Ghost Stories From An Old Country

By Tajinder Singh Hayer

Dalvir has always told a good ghost story, properly unsettling, dark tales to send a chill right through his younger brother Amar. But now Dalvir's almost a ghost himself, cloistered and secretive. Amar desperately wants to reconnect with the only family he has left, but can he unravel Dalvir's stories to find a way back to his brother?

Threaded through with captivating fables, Ghost Stories From An Old Country is a riveting and poignant exploration of the ties that bind us.
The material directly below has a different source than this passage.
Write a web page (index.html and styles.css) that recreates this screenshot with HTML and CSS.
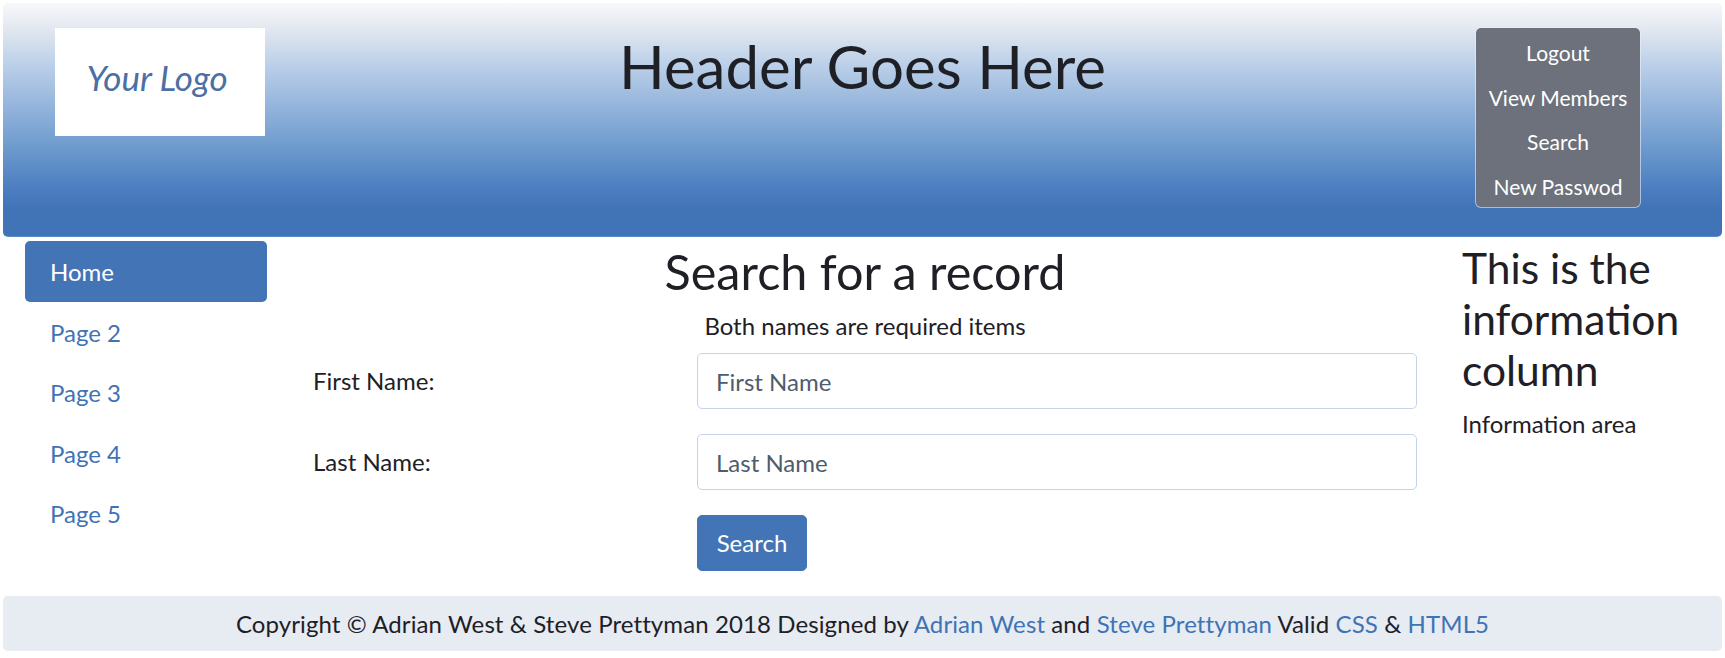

Tajinder Singh Hayer lectures in Creative Writing at Lancaster University. His writing credits for theatre include North Country (Freedom Studios), Players, Mela (Leeds Playhouse) and In This House (Menagerie); and for radio, The One That Got Away (BBC Radio 3), If You Can't Stand The Heat, ID (BBC Radio 4), We're Not Getting Married, Ask Mina (BBC Asian Network), and Tidelands. His television credits include Numtums. He previously won the BBC's The Spin competition with his play People Like Me in 2003. He has been a writer on attachment at the Leeds Playhouse, BBC Radio Drama Manchester and The National Theatre.